I tried to lie a little to make myself seem at least not quite so bad. I doubt they believed me though. I told them I hadn’t received the phone calls and asked to double check they had the right phone number to keep up the fascade. I admitted receiving an email, but said it was only a week ago, instead of a month. The whole time my cheeks were burning though and I’m pretty sure they saw right through it.
That isn’t the worst part though, not really. Even though I know I've caused them trouble and they probably won't trust me again. The worst part is I’m so angry and disappointed with myself.
It’s true that I couldn’t have responded to the phonecalls as soon as they wanted, thanks to working endlessly for two weeks during all office hours. But I could have phoned them before now. I was so scared though. The thought of making a phonecall makes me feel sick and my palms sweat. Add to that the fact I’m really hard of hearing and can barely understand a word talking to people I know on the phone and I Just. Can’t. Do. It.
And I didn’t have much motivation to try. I just kept telling myself it’ll be fine, it isn’t essential, I’ll do it later. It’s hard enough to find the motivation to do things I enjoy, let alone to force myself into a panic inducing hell hole of a situation.

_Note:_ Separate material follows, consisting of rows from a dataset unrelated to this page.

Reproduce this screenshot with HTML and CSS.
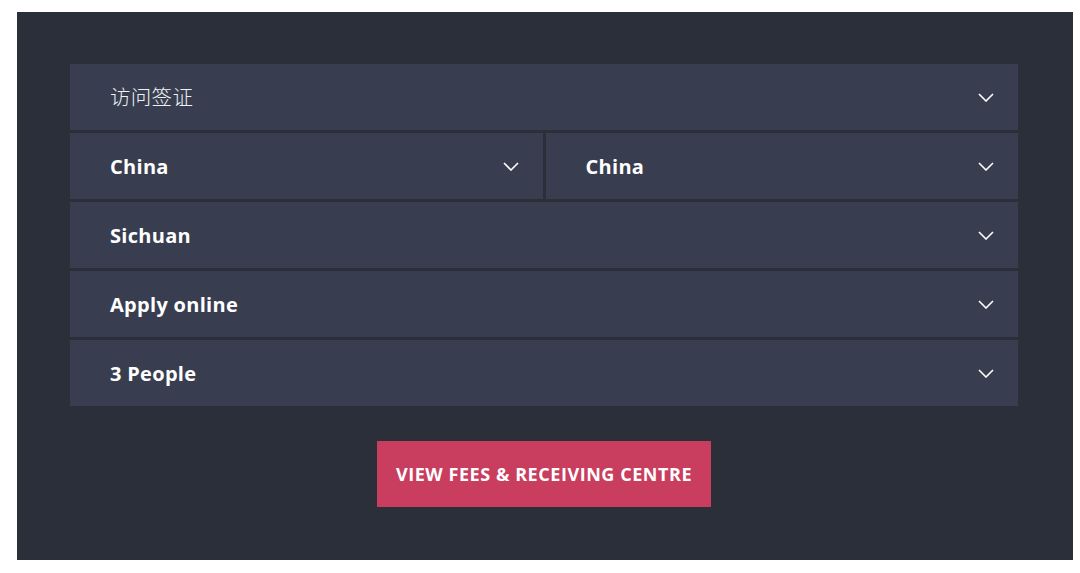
FILE: index.html
```html
<!DOCTYPE html>
<html lang="en">
<head>
<meta charset="utf-8">
<link rel="stylesheet" href="styles.css">
</head>
<body>
<div class="panel">
  <div class="rows">
    <div class="field">
      <span class="label cjk">访问签证</span>
      <svg class="chev" viewBox="0 0 16 9"><path d="M1 1l7 7 7-7" fill="none" stroke="#fff" stroke-width="1.6"/></svg>
    </div>
    <div class="split">
      <div class="field">
        <span class="label">China</span>
        <svg class="chev" viewBox="0 0 16 9"><path d="M1 1l7 7 7-7" fill="none" stroke="#fff" stroke-width="1.6"/></svg>
      </div>
      <div class="field">
        <span class="label">China</span>
        <svg class="chev" viewBox="0 0 16 9"><path d="M1 1l7 7 7-7" fill="none" stroke="#fff" stroke-width="1.6"/></svg>
      </div>
    </div>
    <div class="field">
      <span class="label">Sichuan</span>
      <svg class="chev" viewBox="0 0 16 9"><path d="M1 1l7 7 7-7" fill="none" stroke="#fff" stroke-width="1.6"/></svg>
    </div>
    <div class="field">
      <span class="label">Apply online</span>
      <svg class="chev" viewBox="0 0 16 9"><path d="M1 1l7 7 7-7" fill="none" stroke="#fff" stroke-width="1.6"/></svg>
    </div>
    <div class="field">
      <span class="label">3 People</span>
      <svg class="chev" viewBox="0 0 16 9"><path d="M1 1l7 7 7-7" fill="none" stroke="#fff" stroke-width="1.6"/></svg>
    </div>
  </div>
  <div class="actions">
    <button class="cta">VIEW FEES &amp; RECEIVING CENTRE</button>
  </div>
</div>
</body>
</html>
```
FILE: styles.css
```css
html, body {
  margin: 0;
  padding: 0;
  background: #ffffff;
}
body {
  font-family: "Open Sans", "Noto Sans CJK SC", sans-serif;
}
.panel {
  margin: 12px 0 0 17px;
  width: 1056px;
  height: 548px;
  box-sizing: border-box;
  padding: 52px 55px 0 53px;
  background: #2b2f3a;
}
.rows {
  display: flex;
  flex-direction: column;
  gap: 3px;
}
.split {
  display: flex;
  gap: 3px;
}
.split .field {
  flex: 1;
}
.field {
  height: 66px;
  box-sizing: border-box;
  padding: 0 24px 0 40px;
  display: flex;
  align-items: center;
  justify-content: space-between;
  background: #383e4f;
}
.label {
  color: #ffffff;
  font-size: 20px;
  font-weight: 700;
  letter-spacing: 0.3px;
}
.label.cjk {
  font-family: "Noto Sans CJK SC", sans-serif;
  font-weight: 300;
  font-size: 20.5px;
  letter-spacing: 0.3px;
  color: #eef0f4;
  position: relative;
  top: -1px;
}
.chev {
  width: 16px;
  height: 9px;
  display: block;
}
.actions {
  display: flex;
  justify-content: center;
  padding-top: 35px;
}
.cta {
  width: 334px;
  height: 66px;
  border: 0;
  background: #c93d5e;
  color: #ffffff;
  font-family: "Open Sans", sans-serif;
  font-weight: 700;
  font-size: 18px;
  letter-spacing: 0.55px;
  padding: 0;
}
```
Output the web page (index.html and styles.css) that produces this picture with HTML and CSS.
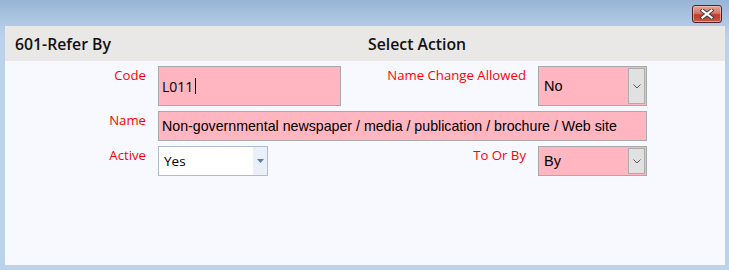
FILE: index.html
```html
<!DOCTYPE html>
<html>
<head>
<meta charset="utf-8">
<link rel="stylesheet" href="styles.css">
</head>
<body>
<div class="window">
  <div class="titlebar">
    <button class="close" aria-label="Close">
      <svg width="14" height="10" viewBox="0 0 14 10">
        <path d="M2.5 1.5 L11.5 8.5 M11.5 1.5 L2.5 8.5" stroke="#3a3a3a" stroke-width="4" stroke-linecap="square"/>
        <path d="M2.5 1.5 L11.5 8.5 M11.5 1.5 L2.5 8.5" stroke="#ffffff" stroke-width="2.2" stroke-linecap="square"/>
      </svg>
    </button>
  </div>
  <div class="client">
    <div class="header">
      <div class="htitle">601-Refer By</div>
      <div class="htitle">Select Action</div>
    </div>
    <div class="form">
      <label class="lbl">Code</label>
      <div class="input pink code"><span>L011</span><span class="caret"></span></div>
      <label class="lbl">Name Change Allowed</label>
      <div class="combo pink"><span class="val">No</span><span class="dd"><svg width="8" height="5" viewBox="0 0 8 5"><path d="M0.5 0.5 L4 4 L7.5 0.5" fill="none" stroke="#555" stroke-width="1"/></svg></span></div>

      <label class="lbl">Name</label>
      <div class="input pink name wide">Non-governmental newspaper / media / publication / brochure / Web site</div>

      <label class="lbl">Active</label>
      <div class="combo white"><span class="val">Yes</span><span class="ddw"><svg width="7" height="4" viewBox="0 0 7 4"><path d="M0 0 H7 L3.5 4 Z" fill="#5a7db0"/></svg></span></div>
      <label class="lbl">To Or By</label>
      <div class="combo pink"><span class="val">By</span><span class="dd"><svg width="8" height="5" viewBox="0 0 8 5"><path d="M0.5 0.5 L4 4 L7.5 0.5" fill="none" stroke="#555" stroke-width="1"/></svg></span></div>
    </div>
  </div>
</div>
</body>
</html>
```
FILE: styles.css
```css
html, body {
  margin: 0;
  padding: 0;
}
body {
  width: 729px;
  height: 270px;
  overflow: hidden;
}
.window {
  width: 729px;
  height: 270px;
  background: linear-gradient(to bottom, #98b4d6 0px, #b3cbe6 26px, #bad3eb 40px, #bad3eb 100%);
  display: flex;
  flex-direction: column;
}
.titlebar {
  height: 26px;
  display: flex;
  justify-content: flex-end;
  align-items: flex-start;
  padding-right: 7px;
  box-sizing: border-box;
}
.close {
  margin-top: 5px;
  width: 30px;
  height: 18px;
  padding: 0;
  border: 1px solid #4e2228;
  border-radius: 3px;
  background: linear-gradient(to bottom, #e4a394 0%, #d27a69 45%, #bd3d2c 55%, #c85a42 100%);
  box-shadow: inset 0 0 0 1px rgba(255, 210, 200, 0.55);
  display: flex;
  align-items: center;
  justify-content: center;
  box-sizing: border-box;
}
.client {
  margin-left: 5px;
  width: 720px;
  height: 239px;
  background: #f8f9fe;
}
.header {
  height: 35px;
  background: #eae7e7;
  display: grid;
  grid-template-columns: 353px auto;
  align-items: center;
  padding-left: 10px;
  box-sizing: border-box;
}
.htitle {
  font-family: "Open Sans", sans-serif;
  font-weight: 600;
  font-size: 15.8px;
  color: #111;
  padding-top: 1px;
}
.form {
  display: grid;
  grid-template-columns: 141px 183px 173px 109px;
  grid-template-rows: 40px 30px 30px;
  column-gap: 12px;
  row-gap: 5px;
  margin-top: 5px;
}
.lbl {
  text-align: right;
  font-family: "Open Sans", sans-serif;
  font-size: 13.2px;
  line-height: 18px;
  color: #ff0000;
  padding-top: 0px;
  white-space: nowrap;
}
.input, .combo {
  box-sizing: border-box;
  display: flex;
  align-items: center;
  color: #000;
}
.pink {
  background: #ffb6c1;
  border: 1px solid #a9a9a9;
}
.input {
  padding-left: 3px;
}
.code {
  font-family: "Open Sans", sans-serif;
  font-size: 14px;
}
.caret {
  display: inline-block;
  width: 1px;
  height: 16px;
  background: #000;
  margin-left: 2px;
}
.name {
  font-family: "Liberation Sans", Arial, sans-serif;
  font-size: 14.2px;
}
.wide {
  grid-column: 2 / 5;
}
.combo {
  justify-content: space-between;
  font-family: "Liberation Sans", Arial, sans-serif;
  font-size: 14.5px;
}
.combo .val {
  padding-left: 5px;
}
.dd {
  align-self: stretch;
  width: 17px;
  margin: 1px;
  background: #e1e1e1;
  border: 1px solid #acacac;
  box-sizing: border-box;
  display: flex;
  align-items: center;
  justify-content: center;
}
.white {
  background: #ffffff;
  border: 1px solid #abbcd6;
  width: 110px;
  font-family: "Open Sans", sans-serif;
  font-size: 13.5px;
}
.ddw {
  align-self: stretch;
  width: 14px;
  background: #e9f0fa;
  display: flex;
  align-items: center;
  justify-content: center;
}
```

But I am mad at myself, because I at least take a little pride in the fact despite my shocking mental health, it rarely stops me from functioning. This is the first time in years it’s severely interfered with my life and I’m so embarrased. I hate myself.
In all honesty I haven’t been feeling quite so well lately. Not terrible, but not great. Borderline depressive decent. But this has just made me feel utterly Shit^TM. The first thing my mind jumped to when I left the office was self harm, but I can’t let myself down twice and I don’t want to let my friends down either. I just feel empty now, empty with a hint of anger. I just want to sit in the shower for hours on end and blast music so loud I can’t think.